On 2014-07-29 13:08, Nick Krause wrote:
> On Mon, Jul 28, 2014 at 2:36 PM, Nick Krause <xerofoify@xxxxxxxxx> wrote:
>> On Mon, Jul 28, 2014 at 12:19 PM, Austin S Hemmelgarn
>> <ahferroin7@xxxxxxxxx> wrote:
>>> On 2014-07-28 11:57, Nick Krause wrote:
>>>> On Mon, Jul 28, 2014 at 11:13 AM, Nick Krause <xerofoify@xxxxxxxxx>
>>>> wrote:
>>>>> On Mon, Jul 28, 2014 at 6:10 AM, Austin S Hemmelgarn
>>>>> <ahferroin7@xxxxxxxxx> wrote:
>>>>>> On 07/27/2014 11:21 PM, Nick Krause wrote:
>>>>>>> On Sun, Jul 27, 2014 at 10:56 PM, Austin S Hemmelgarn
>>>>>>> <ahferroin7@xxxxxxxxx> wrote:
>>>>>>>> On 07/27/2014 04:47 PM, Nick Krause wrote:
>>>>>>>>> This may be a bad idea , but compression in brtfs seems
>>>>>>>>> to be only using one core to compress. Depending on the
>>>>>>>>> CPU used and the amount of cores in the CPU we can make
>>>>>>>>> this much faster with multiple cores. This seems bad by
>>>>>>>>> my reading at least I would recommend for writing
>>>>>>>>> compression we write a function to use a certain amount
>>>>>>>>> of cores based on the load of the system's CPU not using
>>>>>>>>> more then 75% of the system's CPU resources as my system
>>>>>>>>> when idle has never needed more then one core of my i5
>>>>>>>>> 2500k to run when with interrupts for opening eclipse are
>>>>>>>>> running. For reading compression on good core seems fine
>>>>>>>>> to me as testing other compression software for reads ,
>>>>>>>>> it's way less CPU intensive. Cheers Nick
>>>>>>>> We would probably get a bigger benefit from taking an
>>>>>>>> approach like SquashFS has recently added, that is,
>>>>>>>> allowing multi-threaded decompression fro reads, and
>>>>>>>> decompressing directly into the pagecache. Such an approach
>>>>>>>> would likely make zlib compression much more scalable on
>>>>>>>> large systems.
>>>>>>>>
>>>>>>>>
>>>>>>>
>>>>>>> Austin, That seems better then my idea as you seem to be more
>>>>>>> up to date on brtfs devolopment. If you and the other
>>>>>>> developers of brtfs are interested in adding this as a
>>>>>>> feature please let me known as I would like to help improve
>>>>>>> brtfs as the file system as an idea is great just seems like
>>>>>>> it needs a lot of work :). Nick
>>>>>> I wouldn't say that I am a BTRFS developer (power user maybe?),
>>>>>> but I would definitely say that parallelizing compression on
>>>>>> writes would be a good idea too (especially for things like
>>>>>> lz4, which IIRC is either in 3.16 or in the queue for 3.17).
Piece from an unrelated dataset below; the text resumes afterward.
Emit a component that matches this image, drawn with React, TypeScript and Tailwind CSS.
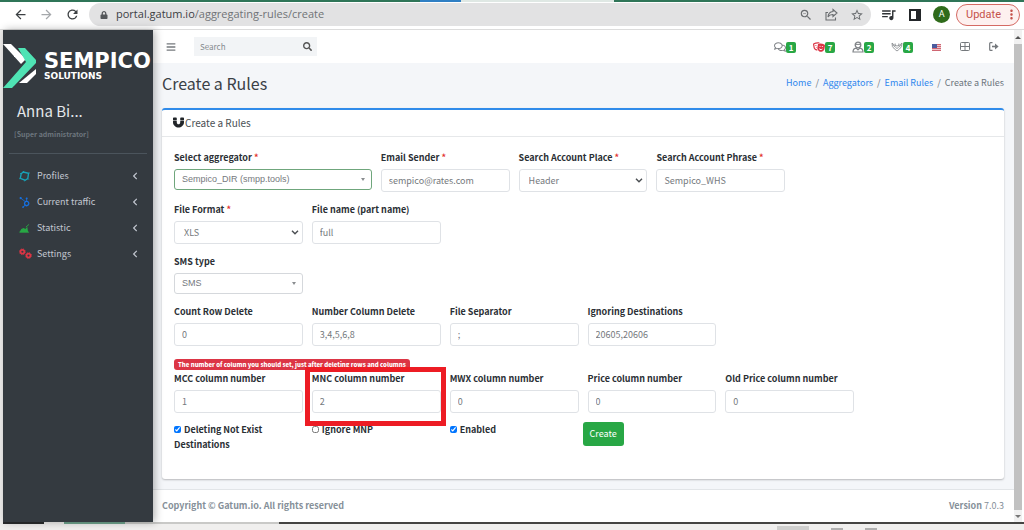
import React from "react";
import { FaBars, FaSearch, FaRegComments, FaTheaterMasks, FaMagnet, FaHubspot, FaChevronLeft, FaLock } from "react-icons/fa";
import {
  MdArrowBack, MdArrowForward, MdRefresh, MdOutlineZoomOut, MdStarBorder, MdQueueMusic, MdMoreVert,
} from "react-icons/md";

type IconProps = { className?: string };

function ShareIcon() {
  return (
    <svg viewBox="0 0 13 13" className="h-[13px] w-[13px]" fill="none" stroke="currentColor" strokeWidth="1.1">
      <path d="M3 4.5H1V12H10.5V9.5" />
      <path d="M8 1.5L12 5L8 8.5V6.5C5.5 6.4 4 7.3 3 9C3.2 6 4.8 3.8 8 3.5Z" />
    </svg>
  );
}

function RingIcon({ className }: IconProps) {
  return (
    <svg viewBox="0 0 12 12" className={`h-3 w-[11px] ${className}`} fill="none" stroke="currentColor">
      <path d="M4.5 1.6L10.4 3L9.6 8.8L6.6 10.6L1.4 8.6L2.4 3.6Z" strokeWidth="1.5" />
      <path d="M4.5 1.6L5.5 0.5M10.4 3L11.6 2.6M9.6 8.8L10.6 9.8M6.6 10.6L6 11.8M1.4 8.6L0.4 9M2.4 3.6L1.2 3.2" />
    </svg>
  );
}

function GrowthIcon({ className }: IconProps) {
  return (
    <svg viewBox="0 0 12 12" className={`h-3 w-[11px] ${className}`}>
      <path d="M0.5 10.5L2.5 7L5 6L7 7L9 4.5L10 10.5Z" fill="currentColor" />
      <path d="M0.5 10.5H11M7.5 5L11 2" stroke="currentColor" />
    </svg>
  );
}

function GearsIcon({ className }: IconProps) {
  return (
    <svg viewBox="0 0 13 12" className={`h-3 w-[13px] ${className}`} fill="none" stroke="currentColor">
      <circle cx="3.4" cy="3.8" r="1.9" strokeWidth="1.7" />
      <circle cx="3.4" cy="3.8" r="2.9" strokeDasharray="1.1 1.2" />
      <circle cx="9.5" cy="7.6" r="1.9" strokeWidth="1.7" />
      <circle cx="9.5" cy="7.6" r="2.9" strokeDasharray="1.1 1.2" />
    </svg>
  );
}

function AgentIcon({ className }: IconProps) {
  return (
    <svg viewBox="0 0 12 12" className={`h-3 w-3 ${className}`} fill="none" stroke="currentColor">
      <circle cx="6" cy="4" r="2.8" strokeWidth="1.3" />
      <path d="M3.2 3.4H8.8" />
      <path d="M1 11C1 8.5 2.5 7.4 4.2 7.2L6 9L7.8 7.2C9.5 7.4 11 8.5 11 11Z" strokeWidth="1.2" />
    </svg>
  );
}

function WingsIcon({ className }: IconProps) {
  return (
    <svg viewBox="0 0 12 12" className={`h-3 w-3 ${className}`} fill="none" stroke="currentColor" strokeWidth="0.8">
      <path d="M1 2L3.2 4L6 5L8.8 4L11 2L10.6 5.5L8.5 8L6 10L3.5 8L1.4 5.5Z" />
      <path d="M1.4 3.8L4.5 6.2L6 7.6L7.5 6.2L10.6 3.8M4.2 2.5V4.6M7.8 2.5V4.6" />
    </svg>
  );
}

function BrowserBar() {
  return (
    <header className="shrink-0 border-b border-[#dcdcdc] bg-white">
      <div className="flex h-[2px]">
        <div className="w-[41%] bg-[#2f7558]" />
        <div className="w-[4%] bg-[#2f7fc4]" />
        <div className="w-[15%] bg-[#dfe8e4]" />
        <div className="flex-1 bg-[#2f7558]" />
      </div>
      <div className="flex h-[27px] items-center pb-[2px] pr-1">
        <div className="flex w-[89px] shrink-0 items-center gap-[11px] pl-[13px] text-[15px] text-[#3c4043]">
          <button aria-label="Back"><MdArrowBack /></button>
          <button aria-label="Forward" className="text-[#a5a8ab]"><MdArrowForward /></button>
          <button aria-label="Reload"><MdRefresh /></button>
        </div>
        <div className="flex h-[23px] flex-1 items-center rounded-full bg-[#e2e2e3] pl-[11px] pr-[7px]">
          <FaLock className="mr-[8px] text-[8px] text-[#55585b]" />
          <span className="flex-1 font-['Open_Sans',sans-serif] text-[11px] text-[#707376]">
            <span className="text-[#3c4043]">portal.gatum.io</span>/aggregating-rules/create
          </span>
          <div className="flex items-center gap-3 text-[14px] text-[#6a6d70]">
            <button aria-label="Zoom"><MdOutlineZoomOut /></button>
            <button aria-label="Share"><ShareIcon /></button>
            <button aria-label="Bookmark"><MdStarBorder /></button>
          </div>
        </div>
        <div className="flex items-center pl-[9px] text-[#2f3235]">
          <button aria-label="Media" className="text-[17px]"><MdQueueMusic /></button>
          <button aria-label="Side panel" className="ml-3 h-3 w-3 border-2 border-r-[5px] border-[#232629]" />
          <button aria-label="Account" className="ml-3 h-[17px] w-[17px] rounded-full bg-[#2f6b1b] font-['Roboto',sans-serif] text-[9px] text-white">A</button>
          <button className="ml-[6px] flex h-[22px] items-center rounded-full border border-[#d56a63] bg-[#fdf0ef] pl-[9px] font-['Roboto',sans-serif] text-[11px] leading-5 text-[#c5524b]">
            Update <MdMoreVert className="ml-[3px] text-[15px]" />
          </button>
        </div>
      </div>
    </header>
  );
}

function Logo() {
  return (
    <div className="flex h-[60px] items-center overflow-hidden pt-[12px]">
      <svg viewBox="0 0 33 46" className="h-[46px] w-[33px] shrink-0">
        <path d="M0 1H8L23 16L18 21Z" fill="#fff" />
        <path d="M33 26V31L24 40H16Z" fill="#fff" />
        <path d="M15 5H22L33 17V20L9 45H0L23 19Z" fill="#4fe3b4" />
      </svg>
      <div className="pl-2 font-['DejaVu_Sans',sans-serif] font-bold text-white">
        <div className="text-[21px] leading-[21px]">SEMPICO</div>
        <div className="text-[9px] leading-[9px]">SOLUTIONS</div>
      </div>
    </div>
  );
}

const menu = [
  { label: "Profiles", icon: RingIcon, color: "text-[#17a2b8]" },
  { label: "Current traffic", icon: FaHubspot, color: "text-[#1670e0]" },
  { label: "Statistic", icon: GrowthIcon, color: "text-[#28a745]" },
  { label: "Settings", icon: GearsIcon, color: "text-[#dc3545]" },
];

function Sidebar() {
  return (
    <aside className="z-10 w-[150px] shrink-0 bg-[#343a40] text-[#c2c7d0] shadow-[2px_0_8px_rgba(0,0,0,0.3)]">
      <Logo />
      <div className="mx-[6px] border-b border-[#4b545c] pb-[13px] pt-[10px]">
        <div className="pl-2 text-[15px] leading-[22px] text-[#e4e7ea]">Anna Bi...</div>
        <div className="mt-[6px] pl-[5px] text-[7px] font-bold leading-[12px] text-[#6c757d]">[Super administrator]</div>
      </div>
      <nav className="pt-[9px]">
        {menu.map(({ label, icon: Icon, color }) => (
          <a key={label} href="#" className="flex h-[26px] items-center pl-[16px] pr-[14px] text-[9px]">
            <span className="flex w-[18px] shrink-0"><Icon className={`text-[11px] ${color}`} /></span>
            <span className="flex-1">{label}</span>
            <FaChevronLeft className="text-[8px]" />
          </a>
        ))}
      </nav>
    </aside>
  );
}

const alerts = [
  { name: "Messages", icon: FaRegComments, count: 1, color: "text-[#808488]" },
  { name: "Masks", icon: FaTheaterMasks, count: 7, color: "text-[#dc3545]" },
  { name: "Users", icon: AgentIcon, count: 2, color: "text-[#808488]" },
  { name: "Packs", icon: WingsIcon, count: 4, color: "text-[#808488]" },
];

function TopNav() {
  return (
    <div className="flex h-[33px] items-center bg-white pl-[13px] pr-[15px] text-[#75797d]">
      <button aria-label="Menu"><FaBars className="text-[10px]" /></button>
      <div className="ml-[18px] flex h-[19px] w-[123px] items-center bg-[#f2f4f6] pl-[6px] pr-[5px]">
        <input aria-label="Search" placeholder="Search" className="min-w-0 flex-1 bg-transparent text-[8px] outline-none placeholder:text-[#868a8e]" />
        <button aria-label="Run search"><FaSearch className="text-[9px] text-[#555]" /></button>
      </div>
      <div className="ml-auto flex items-center">
        {alerts.map(({ name, icon: Icon, count, color }) => (
          <button key={name} aria-label={name} className="mr-[17px] flex w-[22px] items-center">
            <Icon className={`shrink-0 text-[12px] ${color}`} />
            <span className="mt-[2px] h-[11px] w-[10px] shrink-0 rounded-[2px] bg-[#28a745] text-[8px] font-bold leading-[11px] text-white">{count}</span>
          </button>
        ))}
        <svg viewBox="0 0 9 7" className="ml-[2px] mt-[2px] h-[7px] w-[9px]">
          <path d="M0 0H9V7H0Z" fill="#eec5cb" />
          <path d="M0 0.5H9M0 2.5H9M0 4.5H9M0 6.5H9" stroke="#cf6672" />
          <path d="M0 0H5V4H0Z" fill="#4a5c9e" />
        </svg>
        <button aria-label="Grid" className="ml-[19px]">
          <svg viewBox="0 0 10 9" className="h-[9px] w-[10px]" fill="none" stroke="currentColor">
            <rect x="0.5" y="0.5" width="9" height="8" rx="1" />
            <path d="M5 0.5V8.5M0.5 4.5H9.5" />
          </svg>
        </button>
        <button aria-label="Log out" className="ml-[19px]">
          <svg viewBox="0 0 10 9" className="h-[9px] w-[10px]" fill="none" stroke="currentColor" strokeWidth="1.2">
            <path d="M3.5 0.7H1.6Q0.7 0.7 0.7 1.6V7.4Q0.7 8.3 1.6 8.3H3.5" />
            <path d="M3 4.5H7" strokeWidth="1.6" />
            <path d="M6 1.6L9.6 4.5L6 7.4Z" fill="currentColor" stroke="none" />
          </svg>
        </button>
      </div>
    </div>
  );
}

const box = "block w-full rounded-[3px] border border-[#dfe2e6] bg-white text-[#75797d] outline-none";

function Field({ id, label, required, wide, children }: { id: string; label: string; required?: boolean; wide?: boolean; children: React.ReactNode }) {
  return (
    <div className={wide ? "col-span-3" : "col-span-2"}>
      <label htmlFor={id} className="mb-[2px] block whitespace-nowrap text-[9px] font-bold leading-[18px] text-[#2b3035]">
        {label}{required && <span className="text-[#e3342f]"> *</span>}
      </label>
      {children}
    </div>
  );
}

function Text({ id, value }: { id: string; value: string }) {
  return <input id={id} defaultValue={value} className={`${box} h-[23px] px-[7px] text-[9px]`} />;
}

function Choice({ id, value }: { id: string; value: string }) {
  return (
    <div className="relative">
      <select id={id} className={`${box} h-[23px] appearance-none px-[9px] text-[9px]`}><option>{value}</option></select>
      <svg viewBox="0 0 8 5" className="pointer-events-none absolute right-1 top-[9px] h-[5px] w-2" fill="none" stroke="#4a4e52" strokeWidth="1.4">
        <path d="M1 0.7L4 3.7L7 0.7" />
      </svg>
    </div>
  );
}

function PlainChoice({ id, value, valid }: { id: string; value: string; valid?: boolean }) {
  return (
    <div className="relative">
      <select id={id} className={`block h-[21px] w-full appearance-none rounded-[3px] border bg-white px-[7px] font-['Liberation_Sans',sans-serif] text-[9px] text-[#75797d] ${valid ? "border-[#6fa67c]" : "border-[#d5d8dc]"}`}>
        <option>{value}</option>
      </select>
      <span className="pointer-events-none absolute right-[7px] top-[9px] border-x-2 border-t-[3px] border-x-transparent border-t-[#8a8d90]" />
    </div>
  );
}

function Check({ id, label, checked }: { id: string; label: string; checked?: boolean }) {
  return (
    <div className="col-span-2 text-[9px] font-bold leading-[15px] text-[#2b3035]">
      <input id={id} type="checkbox" defaultChecked={checked} className="mr-[3px] h-[7px] w-[7px] align-baseline" />
      <label htmlFor={id}>{label}</label>
    </div>
  );
}

function RulesForm() {
  const row = "mb-[9px] grid grid-cols-12 gap-x-[9px]";
  return (
    <form className="px-3 pb-[27px] pt-3" onSubmit={(e) => e.preventDefault()}>
      <div className={row}>
        <Field id="aggregator" label="Select aggregator" required wide><PlainChoice id="aggregator" value="Sempico_DIR (smpp.tools)" valid /></Field>
        <Field id="sender" label="Email Sender" required><Text id="sender" value="sempico@rates.com" /></Field>
        <Field id="place" label="Search Account Place" required><Choice id="place" value="Header" /></Field>
        <Field id="phrase" label="Search Account Phrase" required><Text id="phrase" value="Sempico_WHS" /></Field>
      </div>
      <div className={row}>
        <Field id="format" label="File Format" required><Choice id="format" value="XLS" /></Field>
        <Field id="filename" label="File name (part name)"><Text id="filename" value="full" /></Field>
      </div>
      <div className={row}>
        <Field id="sms" label="SMS type"><PlainChoice id="sms" value="SMS" /></Field>
      </div>
      <div className={row}>
        <Field id="rows" label="Count Row Delete"><Text id="rows" value="0" /></Field>
        <Field id="columns" label="Number Column Delete"><Text id="columns" value="3,4,5,6,8" /></Field>
        <Field id="separator" label="File Separator"><Text id="separator" value=";" /></Field>
        <Field id="ignoring" label="Ignoring Destinations"><Text id="ignoring" value="20605,20606" /></Field>
      </div>
      <div className="flex pt-1">
        <span className="h-[11px] whitespace-nowrap rounded-[3px] bg-[#dc3545] px-1 text-[6px] font-black leading-[11px] text-white">
          The number of column you should set, just after deleting rows and columns
        </span>
      </div>
      <div className={row}>
        <Field id="mcc" label="MCC column number"><Text id="mcc" value="1" /></Field>
        <div className="relative col-span-2 grid">
          <Field id="mnc" label="MNC column number"><Text id="mnc" value="2" /></Field>
          <div className="pointer-events-none absolute -bottom-[13px] -left-[7px] -right-[5px] -top-[3px] z-10 border-[5px] border-[#ed1c24]" />
        </div>
        <Field id="mwx" label="MWX column number"><Text id="mwx" value="0" /></Field>
        <Field id="price" label="Price column number"><Text id="price" value="0" /></Field>
        <Field id="oldprice" label="Old Price column number"><Text id="oldprice" value="0" /></Field>
      </div>
      <div className="grid grid-cols-12 gap-x-[9px]">
        <Check id="notexist" label="Deleting Not Exist Destinations" checked />
        <Check id="mnp" label="Ignore MNP" />
        <Check id="enabled" label="Enabled" checked />
        <div className="col-span-2 -ml-[5px]">
          <button className="block h-6 rounded-[3px] bg-[#28a745] px-[7px] text-[9px] text-white">Create</button>
        </div>
      </div>
    </form>
  );
}

function Crumbs() {
  return (
    <nav aria-label="Breadcrumb" className="flex gap-1 text-[9px] text-[#6c757d]">
      {["Home", "Aggregators", "Email Rules"].map((c) => (
        <React.Fragment key={c}><a href="#" className="text-[#2f86ee]">{c}</a><span>/</span></React.Fragment>
      ))}
      <span>Create a Rules</span>
    </nav>
  );
}

export default function App() {
  return (
    <div className="flex min-h-screen flex-col bg-[#f0efee] font-['Noto_Sans_CJK_SC',sans-serif]">
      <BrowserBar />
      <div className="flex flex-1 border-r-2 border-white pl-[3px]">
        <Sidebar />
        <div className="flex min-w-0 flex-1 flex-col bg-[#f4f6f9]">
          <TopNav />
          <main className="flex-1 pb-[10px] pl-[9px] pr-[10px]">
            <div className="flex h-[45px] items-center justify-between pb-[6px]">
              <h1 className="text-[16px] text-[#3a4046]">Create a Rules</h1>
              <Crumbs />
            </div>
            <section className="rounded-[3px] border-t-2 border-[#2f8bea] bg-white shadow-[0_1px_2px_rgba(0,0,0,0.25)]">
              <h2 className="flex h-[27px] items-center border-b border-[#e6e8ea] px-[11px] pb-px text-[10px] text-[#4a4f54]">
                <FaMagnet className="mr-px text-[11px] text-[#212529]" />Create a Rules
              </h2>
              <RulesForm />
            </section>
          </main>
          <footer className="flex h-[33px] items-center justify-between border-t border-[#e2e5e8] bg-white pl-[9px] pr-[10px] text-[9px] text-[#869099]">
            <strong>Copyright © Gatum.io. All rights reserved</strong>
            <span><b>Version</b> 7.0.3</span>
          </footer>
        </div>
        <div className="flex w-2 shrink-0 flex-col items-center bg-[#f1f1f1]">
          <div className="flex h-[14px] items-center"><span className="border-x-[3px] border-b-[3px] border-x-transparent border-b-[#555]" /></div>
          <div className="w-full flex-1 bg-[#c1c1c1]" />
          <div className="flex h-[12px] items-center"><span className="border-x-[3px] border-t-[3px] border-x-transparent border-t-[#777]" /></div>
        </div>
      </div>
      <div className="flex h-[2px] shrink-0 pl-[3px]">
        <div className="w-[4%] bg-[#2a2c2e]" />
        <div className="w-[2%]" />
        <div className="w-[6%] bg-[#6fa38d]" />
        <div className="w-[15%] bg-[#c9c9c7]" />
        <div className="flex-1 bg-[#454442]" />
      </div>
      <div className="flex h-[6px] shrink-0 items-end justify-end gap-[22px] pr-[147px]">
        <span className="h-1 w-8 bg-[#cfcfce]" />
        <span className="h-[2px] w-3 bg-[#b0b0b0]" />
        <span className="h-[2px] w-3 bg-[#b0b0b0]" />
      </div>
    </div>
  );
}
>>>>>> Both options would be a lot of work, but almost any performance
>>>>>> optimization would. I would almost say that it would provide a
>>>>>> bigger performance improvement to get BTRFS to intelligently
>>>>>> stripe reads and writes (at the moment, any given worker thread
>>>>>> only dispatches one write or read to a single device at a
>>>>>> time, and any given write() or read() syscall gets handled by
>>>>>> only one worker).
>>>>>>
>>>>>
>>>>> I will look into this idea and see if I can do this for writes.
>>>>> Regards Nick
>>>>
>>>> Austin, Seems since we don't want to release the cache for inodes
>>>> in order to improve writes if are going to use the page cache. We
>>>> seem to be doing this for writes in end_compressed_bio_write for
>>>> standard pages and in end_compressed_bio_write. If we want to cache
>>>> write pages why are we removing then ? Seems like this needs to be
>>>> removed in order to start off. Regards Nick
>>>>
>>> I'm not entirely sure, it's been a while since I went exploring in the
>>> page-cache code. My guess is that there is some reason that you and I
>>> aren't seeing that we are trying for write-around semantics, maybe one
>>> of the people who originally wrote this code could weigh in? Part of
>>> this might be to do with the fact that normal page-cache semantics
>>> don't always work as expected with COW filesystems (cause a write goes
>>> to a different block on the device than a read before the write would
>>> have gone to). It might be easier to parallelize reads first, and
>>> then work from that (and most workloads would probably benefit more
>>> from the parallelized reads).
>>>
>> I will look into this later today and work on it then.
>> Regards Nick
>
> Seems the best way to do is to create a kernel thread per core like in NFS and
> depending on the load of the system use these threads.
> Regards Nick
>
It might be more work now, but it would probably be better in the long
run to do it using kernel workqueues, as they would provide better
support for suspend/hibernate/resume, and then you wouldn't need to
worry about scheduling or how many CPU cores are in the system.